NUKILAN.ID | BANDA ACEH – Kekerasan, diskriminasi, dan perundungan di lingkungan pendidikan Indonesia masih menjadi masalah serius. Beberapa kasus tragis kembali muncul dalam beberapa waktu terakhir. Misalnya, di Bekasi, seorang siswa sekolah dasar menjadi korban perundungan berat hingga harus diamputasi dan meninggal dunia. Di Sulawesi Selatan, seorang guru merendahkan siswanya karena pekerjaan orang tuanya sebagai petani. Sementara itu, di Tarakan, tiga siswa tidak naik kelas hanya karena menganut agama berbeda. Kasus-kasus ini menunjukkan bahwa perlindungan dan empati di lingkungan sekolah belum berjalan optimal.
Menanggapi persoalan tersebut, sekelompok mahasiswa PPL-PPG Pendidikan Pancasila dan Kewarganegaraan (PPKn) Universitas Syiah Kuala (USK) meluncurkan program inovatif bernama SEKATA. Nama ini merupakan singkatan dari Sekolah Aman Tanpa Kekerasan dan Diskriminasi. Program ini adalah bagian dari mata kuliah Design Thinking dalam PPG Calon Guru Gelombang II Tahun 2024 di USK. Tujuannya adalah menciptakan lingkungan sekolah yang ramah, aman, serta bebas dari diskriminasi dan kekerasan.
SEKATA menekankan empat pilar utama. Pertama, pelatihan guru dan staf untuk mencegah kekerasan dan diskriminasi. Kedua, pengembangan kurikulum karakter yang menanamkan nilai toleransi dan empati. Ketiga, sistem pelaporan yang aman bagi siswa. Terakhir, komitmen bersama seluruh elemen sekolah untuk menciptakan suasana inklusif. Keempat pilar ini menjadi fondasi penting dalam membangun budaya sekolah yang sehat dan harmonis.
Ketua kelompok PPL-PPG Mapel PPKn USK, Munawir, S.Pd, menegaskan, “SEKATA bukan sekadar program, melainkan gerakan transformasi budaya sekolah yang mengedepankan hak-hak anak dan keberagaman sebagai kekuatan, bukan penghalang.” Pernyataan tersebut menunjukkan bahwa SEKATA diharapkan menjadi pijakan bagi guru, tenaga kependidikan, dan seluruh pemangku kepentingan di sekolah. Tujuannya adalah menciptakan ruang belajar yang nyaman dan aman bagi semua siswa, tanpa diskriminasi.
Indah Nur Fernanda, S.Pd, menambahkan, “Senada dengan apa yang disampaikan ketua kami, Bang Awil. SEKATA menjadi wadah konkret untuk membangun kesadaran kolektif.

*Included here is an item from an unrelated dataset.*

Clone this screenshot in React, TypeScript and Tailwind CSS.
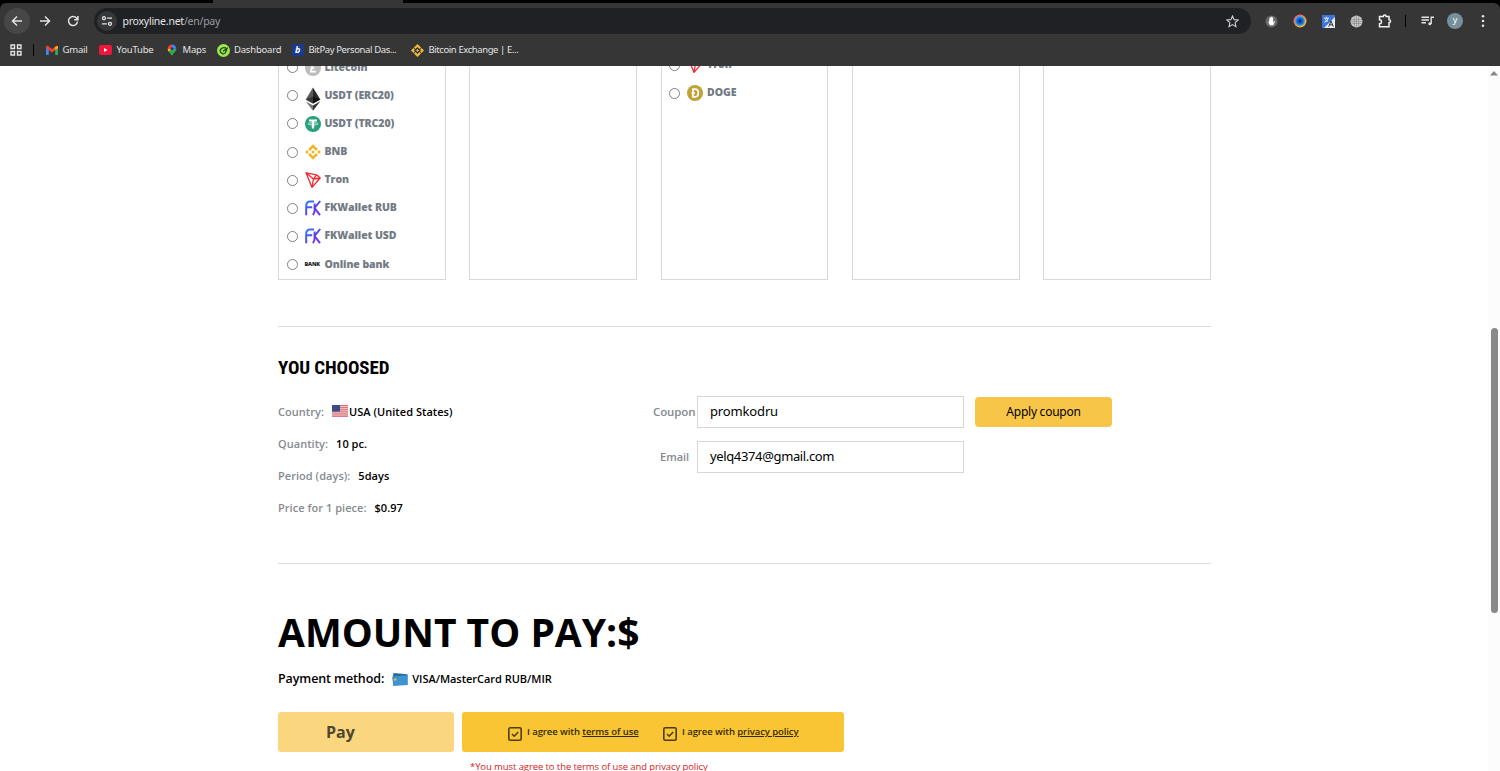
import type { ReactNode } from 'react';
import { clsx } from 'clsx';

const LitecoinIcon = () => (
  <svg viewBox="0 0 16 16" className="w-4 h-4">
    <circle cx="8" cy="8" r="8" fill="#bcbcbc" />
    <path d="M8 3.2 6.6 8.6 5.2 9.1M6.6 8.6 5.9 11.6h5M6.6 8.6l2.6-1" fill="none" stroke="#fff" strokeWidth="1.7" />
  </svg>
);

const EthIcon = () => (
  <svg viewBox="0 0 16 24" className="w-4 h-6 relative top-[3px]">
    <path d="M8 .5.7 12.500 8 16.500z" fill="#5a5a5a" />
    <path d="M8 .5 15.300 12.500 8 16.500z" fill="#2b2b2b" />
    <path d="M8 9.500.7 12.500 8 16.500z" fill="#3a3a3a" />
    <path d="M8 9.500 15.300 12.500 8 16.500z" fill="#111" />
    <path d="M.7 14.200 8 23.800v-5.200z" fill="#777" />
    <path d="M15.300 14.200 8 23.800v-5.200z" fill="#333" />
  </svg>
);

const TetherIcon = () => (
  <svg viewBox="0 0 16 16" className="w-4 h-4">
    <circle cx="8" cy="8" r="8" fill="#26a17b" />
    <path d="M4 3.4h8v2.2H9.2V12.5H6.8V5.600H4z" fill="#fff" />
    <ellipse cx="8" cy="7.800" rx="5" ry="1.100" fill="none" stroke="#fff" strokeWidth=".7" />
  </svg>
);

const BnbIcon = () => (
  <svg viewBox="0 0 16 16" className="w-4 h-4">
    <g fill="#edb72e">
      <path d="M8 .2 12.900 5.100 11 7 8 4 5 7 3.100 5.100z" />
      <path d="M8 15.800 3.100 10.900 5 9 8 12 11 9 12.900 10.900z" />
      <path d="M8 6.100 9.900 8 8 9.900 6.100 8z" />
      <path d="M2 6.100 3.900 8 2 9.900.1 8z" />
      <path d="M14 6.100 15.900 8 14 9.900 12.100 8z" />
    </g>
  </svg>
);

const BinanceIcon = () => (
  <svg viewBox="0 0 12 12" className="w-[13px] h-[13px] shrink-0">
    <g fill="#f0b93a">
      <path d="M6 0 9.300 3.300 7.900 4.700 6 2.800 4.100 4.700 2.700 3.300z" />
      <path d="M6 12 2.700 8.700 4.100 7.300 6 9.200 7.900 7.300 9.300 8.700z" />
      <path d="M2.200 3.800 3.600 5.200 2.800 6l.8.8-1.400 1.400L0 6z" />
      <path d="M9.800 3.800 8.400 5.200 9.200 6l-.8.8 1.400 1.400L12 6z" />
      <path d="M6 4.600 7.400 6 6 7.400 4.600 6z" />
    </g>
  </svg>
);

const TronIcon = () => (
  <svg viewBox="0 0 16 16" className="w-4 h-4">
    <path d="M1 .8 11.600 2.800 15.200 6 7 15.400zM1 .8l7.400 6.200 6.800-1M8.400 7 11.600 2.800M8.400 7 7 15.400" fill="none" stroke="#ef2b31" strokeWidth="1.300" strokeLinejoin="round" />
  </svg>
);

const FkIcon = () => (
  <svg viewBox="0 0 16 16" className="w-4 h-4">
    <defs>
      <linearGradient id="fk" x1="0" y1="0" x2="16" y2="16" gradientUnits="userSpaceOnUse">
        <stop offset="0" stopColor="#2c8cf0" />
        <stop offset=".5" stopColor="#5346ee" />
        <stop offset="1" stopColor="#8428f5" />
      </linearGradient>
    </defs>
    <g fill="none" stroke="url(#fk)" strokeWidth="2">
      <path d="M1.200 15.200V6Q1.200 1.400 5 1.400H9M1.200 7.200H7.200" />
      <path d="M15.200 1 9.600 8 15 15.200M9.600 3.500V10.500Q9.600 13 7.800 15" />
    </g>
  </svg>
);

const DogeIcon = () => (
  <svg viewBox="0 0 16 16" className="w-4 h-4">
    <circle cx="8" cy="8" r="8" fill="#bfa238" />
    <path d="M6 4.200h2.200Q11.300 4.300 11.300 8T8.200 11.800H6zM4.400 8H8" fill="none" stroke="#fff" strokeWidth="1.700" />
  </svg>
);

const BankIcon = () => (
  <span className="w-4 font-extrabold text-[5.500px] leading-4 tracking-[-0.15px] text-[#222]">BANK</span>
);

interface Method {
  label: string;
  icon: ReactNode;
}

const methods: Method[] = [
  { label: 'Litecoin', icon: <LitecoinIcon /> },
  { label: 'USDT (ERC20)', icon: <EthIcon /> },
  { label: 'USDT (TRC20)', icon: <TetherIcon /> },
  { label: 'BNB', icon: <BnbIcon /> },
  { label: 'Tron', icon: <TronIcon /> },
  { label: 'FKWallet RUB', icon: <FkIcon /> },
  { label: 'FKWallet USD', icon: <FkIcon /> },
  { label: 'Online bank', icon: <BankIcon /> },
];

const otherMethods: Method[] = [
  { label: 'Tron', icon: <TronIcon /> },
  { label: 'DOGE', icon: <DogeIcon /> },
];

const MethodRow = ({ label, icon }: Method) => (
  <label className="flex items-center h-[28.1px] shrink-0 pl-[7.500px] whitespace-nowrap">
    <span className="w-[11px] h-[11px] rounded-full border border-[#808080] shrink-0" />
    <span className="ml-[7px] w-4 flex items-center justify-center shrink-0">{icon}</span>
    <span className="ml-[4px] text-[10.500px] font-extrabold text-[#737b84] tracking-[-0.08px]">{label}</span>
  </label>
);

const Bookmark = ({ icon, label, className }: { icon: ReactNode; label: string; className?: string }) => (
  <div className={clsx('flex items-center shrink-0 whitespace-nowrap', className)}>
    <span className="w-[13px] mr-[4.500px] flex justify-center shrink-0">{icon}</span>
    {label}
  </div>
);

const Browser = () => (
  <header className="h-[66px] shrink-0 bg-black text-[#e3e3e3] font-['Noto_Sans',sans-serif]">
    <div className="h-[3px] pl-[213px]">
      <div className="w-[190px] h-[3px] bg-[#363636]" />
    </div>
    <div className="h-[63px] bg-[#363636] rounded-t-md">
      <div className="h-[36px] flex items-center pl-1">
        <div className="w-[26px] h-[26px] rounded-full bg-[#474747] flex items-center justify-center">
          <svg viewBox="0 0 12 12" className="w-3 h-3" fill="none" stroke="currentColor" strokeWidth="1.500"><path d="M11 6H1.700M6 1.500 1.500 6 6 10.500" /></svg>
        </div>
        <svg viewBox="0 0 12 12" className="w-3 h-3 ml-[9px]" fill="none" stroke="currentColor" strokeWidth="1.500"><path d="M1 6h9.300M6 1.500 10.500 6 6 10.500" /></svg>
        <svg viewBox="0 0 12 12" className="w-3 h-3 ml-[16px]" fill="none" stroke="currentColor" strokeWidth="1.500"><path d="M10.500 6.500A4.500 4.500 0 1 1 9.400 3L10.700 4.300M10.900 1v3.700H7.200" /></svg>
        <div className="ml-[15px] w-[1157px] h-[26px] rounded-full bg-[#202124] flex items-center pl-[3px] pr-3">
          <span className="w-5 h-5 rounded-full bg-[#363739] flex items-center justify-center">
            <svg viewBox="0 0 12 12" className="w-3 h-3" fill="none" stroke="currentColor" strokeWidth="1.300"><circle cx="3" cy="3.200" r="1.500" /><path d="M6.200 3.200H11M1 8.800h4.800" /><circle cx="9" cy="8.800" r="1.500" /></svg>
          </span>
          <span className="ml-[5.500px] mt-px text-[10.500px] flex-1 tracking-[-0.24px]">proxyline.net<span className="text-[#9a9da0]">/en/pay</span></span>
          <svg viewBox="0 0 12 12" className="w-[13px] h-[13px]" fill="none" stroke="#d0d0d0" strokeWidth="1"><path d="m6 .9 1.500 3.400 3.700.3-2.800 2.500.8 3.700L6 8.900l-3.200 1.900.8-3.700L.8 4.600l3.700-.3z" /></svg>
        </div>
        <svg viewBox="0 0 14 14" className="w-[13px] h-[13px] ml-[14px]"><circle cx="7" cy="7" r="6.500" fill="#686868" /><path d="M4.600 6.200V3.400h1V2.500h1.100V2h1.100v.7h1v6L9.900 6.500l.9.500-1.800 4H5.300L3.600 8z" fill="#fff" /></svg>
        <svg viewBox="0 0 14 14" className="w-[14px] h-[14px] ml-[15px]">
          <defs>
            <linearGradient id="ring" x1="0" y1="0" x2="1" y2="1"><stop stopColor="#e84aa0" /><stop offset=".5" stopColor="#ff8a30" /><stop offset="1" stopColor="#ffd13b" /></linearGradient>
          </defs>
          <circle cx="7" cy="7" r="6.500" fill="url(#ring)" />
          <circle cx="7" cy="7" r="5" fill="#36a9f2" /><circle cx="7" cy="7" r="3.800" fill="#1269d8" /><circle cx="7" cy="7" r="1.700" fill="#082b77" />
        </svg>
        <svg viewBox="0 0 13 13" className="w-[13px] h-[13px] ml-[15px]">
          <path d="M0 0h13v13H0z" fill="#3975da" /><path d="M13 2v11H2z" fill="#e8edf4" />
          <path d="M2 3.200h5M4.500 1.800v1.400M6.200 3.200Q5.500 6 2.200 7.500M3 4.600l3 2" stroke="#fff" fill="none" strokeWidth=".9" />
          <path d="M6.700 11.700 9 6l2.300 5.700M7.500 9.800h3" fill="none" stroke="#333" />
        </svg>
        <svg viewBox="0 0 13 13" className="w-[13px] h-[13px] ml-[15px]"><circle cx="6.500" cy="6.500" r="6" fill="#c9c9c9" /><path d="M1 4.500h11M1 8.500h11M4.300 1v11M8.700 1v11M6.500 0v13M0 6.500h13" stroke="#888" strokeWidth=".6" /></svg>
        <svg viewBox="0 0 14 14" className="w-[14px] h-[14px] ml-[15px]" fill="none" stroke="#f0f0f0" strokeWidth="1.500"><path d="M1.500 2.500H5.300a1.400 1.400 0 0 1 2.800 0H11V5.800a1.500 1.500 0 0 1 0 3V12.700H1.500V9.800a2 2 0 0 0 0-4z" /></svg>
        <span className="w-px h-3 bg-black ml-[13px]" />
        <svg viewBox="0 0 13 12" className="w-[13px] h-3 ml-[15px]" fill="none" stroke="currentColor" strokeWidth="1.400"><path d="M.5 2.200h7.500M.5 5h7.500M.5 7.800h4.500M10.200 9V2.200H13" /><circle cx="8.800" cy="8.800" r="1.500" fill="currentColor" stroke="none" /></svg>
        <span className="w-4 h-4 rounded-full bg-[#78909c] text-[9px] leading-[14px] text-center text-white ml-[13px]">y</span>
        <svg viewBox="0 0 4 14" className="w-1 h-[14px] ml-[18px]" fill="currentColor"><circle cx="2" cy="2.300" r="1.300" /><circle cx="2" cy="7" r="1.300" /><circle cx="2" cy="11.700" r="1.300" /></svg>
      </div>
      <nav className="h-[22px] flex items-center pl-[10px] text-[9.500px] tracking-[-0.2px]">
        <svg viewBox="0 0 12 12" className="w-3 h-3" fill="none" stroke="currentColor" strokeWidth="1.400"><path d="M1 1h3.500v3.500H1zM7.500 1H11v3.500H7.500zM1 7.500h3.500V11H1zM7.500 7.500H11V11H7.500z" /></svg>
        <span className="w-px h-3 bg-black ml-[11px]" />
        <Bookmark
          className="ml-[11px] w-[54px]"
          label="Gmail"
          icon={<svg viewBox="0 0 12 10" className="w-3 h-[10px]"><path d="M0 1.500V10h2.800V4z" fill="#4285f4" /><path d="M12 1.500V10H9.200V4z" fill="#34a853" /><path d="m0 1.500 1.500-1L6 4l4.500-3.500L12 1.500V3L6 7.500 0 3z" fill="#ea4335" /><path d="M9.200 2 12 1v2L9.200 5z" fill="#fbbc04" /></svg>}
        />
        <Bookmark
          className="w-[66px]"
          label="YouTube"
          icon={<svg viewBox="0 0 13 10" className="w-[13px] h-[10px]"><rect width="13" height="10" rx="2" fill="#f5143c" /><path d="M5 3v4l3.500-2z" fill="#fff" /></svg>}
        />
        <Bookmark
          className="w-[51.500px]"
          label="Maps"
          icon={<svg viewBox="0 0 10 13" className="w-[10px] h-[13px]"><path d="M5 .5A4.300 4.300 0 0 0 .7 4.800L5 5z" fill="#ea4335" /><path d="M5 .5a4.300 4.300 0 0 1 4.300 4.300L5 5z" fill="#4285f4" /><path d="M.7 4.800c0 1.400.6 2.300 1.300 3.200L5 5z" fill="#fbbc04" /><path d="M9.300 4.800C9.300 8.500 5.800 8.800 5 12.500 4.600 10.300 3 9.300 2 8l3-3z" fill="#34a853" /><circle cx="5" cy="4.700" r="1.500" fill="#1f3f7a" /></svg>}
        />
        <Bookmark
          className="w-[74.500px]"
          label="Dashboard"
          icon={<svg viewBox="0 0 13 13" className="w-[13px] h-[13px]"><circle cx="6.500" cy="6.500" r="6.500" fill="#9be84a" /><path d="M9.500 4.300Q6 2.800 4 5T4.500 9 8.500 8.500L10 4.500 6 7.200" fill="none" stroke="#1d3c18" strokeWidth="1.200" /></svg>}
        />
        <Bookmark
          className="w-[120px] tracking-[-0.39px]"
          label="BitPay Personal Das..."
          icon={<span className="w-3 h-3 bg-[#1a3b8b] rounded-[1px] text-white italic font-bold text-[9px] leading-[12px] text-center">b</span>}
        />
        <Bookmark className="tracking-[-0.41px]" label="Bitcoin Exchange | E..." icon={<BinanceIcon />} />
      </nav>
    </div>
  </header>
);

const Check = () => (
  <svg viewBox="0 0 14 14" className="w-[14px] h-[14px] shrink-0 relative top-[1.500px]" fill="none" stroke="#4a3d12" strokeWidth="1.600">
    <rect x=".8" y=".8" width="12.400" height="12.400" rx="1.500" />
    <path d="m4 7 2.200 2.200 4-4.200" />
  </svg>
);

const UsaFlag = () => (
  <svg viewBox="0 0 16 12" className="w-4 h-3">
    <path d="M0 0h16v12H0z" fill="#f3d5d8" />
    <path d="M0 .5h16M0 2.400h16M0 4.300h16M0 6.200h16M0 8.100h16M0 10h16M0 11.700h16" stroke="#d9616c" strokeWidth=".95" />
    <path d="M0 0h8v6.600H0z" fill="#3b4d86" />
  </svg>
);

const CardIcon = () => (
  <svg viewBox="0 0 16 13" className="w-4 h-[13px]">
    <path d="m1.500 0 14 1.200-.5 4L.5 6z" fill="#276c9e" />
    <path d="M.3 3.500 15.800 2.300v9.700L1.200 13z" fill="#3d94d1" />
    <path d="M2 5.500h2.500v2H2z" fill="#e5bd55" />
  </svg>
);

const Detail = ({ label, children }: { label: string; children: ReactNode }) => (
  <div className="h-8 flex items-center text-[11px] font-semibold tracking-[0.04px]">
    <span className="text-[#868a90]">{label}</span>
    <span className="ml-2 flex items-center text-black">{children}</span>
  </div>
);

export default function App() {
  return (
    <div className="w-[1500px] h-[771px] overflow-hidden flex flex-col bg-white font-['Open_Sans',sans-serif] text-black">
      <Browser />
      <div className="flex-1 min-h-0 flex">
        <main className="ml-[278px] w-[933px] h-[705px] overflow-hidden flex flex-col">
          <section className="grid grid-cols-5 gap-[23.500px] h-[214px] shrink-0">
            <div className="border border-t-0 border-[#d9d9d9] h-[214px] overflow-hidden flex flex-col justify-end pb-[0.500px]">
              {methods.map((m) => <MethodRow key={m.label} {...m} />)}
            </div>
            <div className="border border-t-0 border-[#d9d9d9]" />
            <div className="border border-t-0 border-[#d9d9d9] h-[214px] overflow-hidden">
              <div className="-mt-[15px] flex flex-col">
                {otherMethods.map((m) => <MethodRow key={m.label} {...m} />)}
              </div>
            </div>
            <div className="border border-t-0 border-[#d9d9d9]" />
            <div className="border border-t-0 border-[#d9d9d9]" />
          </section>

          {/* Order summary */}
          <section className="mt-[46px] h-[238px] shrink-0 border-y border-[#dcdcdc]">
            <h2 className="mt-[29px] h-6 text-[19px] leading-6 font-bold tracking-[-0.1px] whitespace-nowrap font-['Roboto_Condensed',Roboto,sans-serif]">
              YOU CHOOSED
            </h2>
            <div className="flex mt-[16px]">
              <div className="w-[375px]">
                <Detail label="Country:"><span className="mr-px -mt-[3px]"><UsaFlag /></span>USA (United States)</Detail>
                <Detail label="Quantity:">10 pc.</Detail>
                <Detail label="Period (days):">5days</Detail>
                <Detail label="Price for 1 piece:">$0.97</Detail>
              </div>
              <div>
                <div className="flex items-center h-8">
                  <label className="w-[44px] text-[11.500px] font-semibold tracking-[-0.1px] text-[#868a90]">Coupon</label>
                  <div className="w-[267px] h-8 border border-[#d6d6d6] flex items-center pl-3 text-[13px] tracking-[-0.15px] font-['Noto_Sans',sans-serif]">promkodru</div>
                  <button className="ml-[11px] w-[137px] h-[30px] rounded-[4px] bg-[#f7c548] text-[12px] tracking-[-0.25px] font-['Noto_Sans',sans-serif]">Apply coupon</button>
                </div>
                <div className="flex items-center h-8 mt-[13px]">
                  <label className="w-[37px] ml-[7px] text-[11px] font-semibold text-[#868a90]">Email</label>
                  <div className="w-[267px] h-8 border border-[#d6d6d6] flex items-center pl-3 text-[13px] tracking-[-0.36px] font-['Noto_Sans',sans-serif]">yelq4374@gmail.com</div>
                </div>
              </div>
            </div>
          </section>

          {/* Payment */}
          <section className="shrink-0">
            <h1 className="mt-[40px] h-14 text-[39px] leading-[56px] font-bold whitespace-nowrap">AMOUNT TO PAY:$</h1>
            <div className="mt-[9px] h-5 flex items-center font-semibold">
              <span className="text-[12.500px] tracking-[-0.1px]">Payment method:</span>
              <span className="ml-[8px] mr-[4px]"><CardIcon /></span>
              <span className="text-[11px] tracking-[-0.03px]">VISA/MasterCard RUB/MIR</span>
            </div>
            <div className="mt-[23px] flex gap-2">
              <button className="w-[176px] h-10 rounded-[3px] bg-[#fad77f] text-left pl-12 text-[16px] font-bold text-[#4d472f]">Pay</button>
              <div className="w-[382px] h-10 rounded-[3px] bg-[#f9c535] flex items-center pl-[46px] pt-px text-[9.500px] tracking-[-0.08px] font-semibold text-[#332a0c]">
                <Check />
                <span className="ml-[5px] w-[136px]">I agree with <span className="underline">terms of use</span></span>
                <Check />
                <span className="ml-[5px]">I agree with <span className="underline">privacy policy</span></span>
              </div>
            </div>
            <p className="ml-[192px] mt-[8px] text-[9.500px] leading-[14px] tracking-[-0.09px] font-medium text-[#d71920] whitespace-nowrap">*You must agree to the terms of use and privacy policy</p>
          </section>
        </main>
        <div className="ml-auto w-3 bg-[#fcfcfc] flex flex-col items-center">
          <svg viewBox="0 0 8 5" className="w-2 h-[5px] mt-[5px]"><path d="M4 0 8 4.500H0z" fill="#858585" /></svg>
          <div className="w-[7px] h-[285px] rounded-full bg-[#898989] mt-[252px]" />
        </div>
      </div>
    </div>
  );
}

Kami percaya perubahan besar dimulai dari sikap kecil yang menghargai perbedaan dan menolak segala bentuk kekerasan.” Pernyataan ini menggarisbawahi pentingnya partisipasi aktif seluruh komunitas sekolah dalam program ini.
Anggota lain seperti Warni Sasmita, S.Pd, Supira, S.Pd, dan Satria Hastuti, S.Pd, menyampaikan harapan besar. Mereka ingin agar komitmen yang tertanam dalam program SEKATA dapat tersampaikan ke seluruh guru hebat di Indonesia. Dengan begitu, semangat untuk menciptakan sekolah yang ramah dan inklusif bisa tersebar lebih luas.
Program SEKATA tidak hanya fokus pada perlindungan siswa. Melalui pelatihan intensif, penguatan kurikulum karakter, dan sistem pelaporan yang aman, program ini juga menanamkan nilai penting seperti saling menghargai dan solidaritas. Lebih dari itu, SEKATA mengedepankan kolaborasi antara guru, tenaga kependidikan, siswa, dan orang tua. Pendekatan ini diharapkan mampu mengubah budaya sekolah menjadi lebih inklusif dan penuh empati.
Dengan segala upaya tersebut, SEKATA diharapkan menjadi inspirasi bagi sekolah-sekolah lain di Indonesia. Harapannya, langkah serupa dapat diadopsi demi mewujudkan pendidikan yang tidak hanya berkualitas secara akademis, tetapi juga sehat secara sosial dan emosional. Program ini membawa harapan bahwa setiap siswa dapat belajar di lingkungan yang aman, nyaman, dan bebas dari diskriminasi serta kekerasan.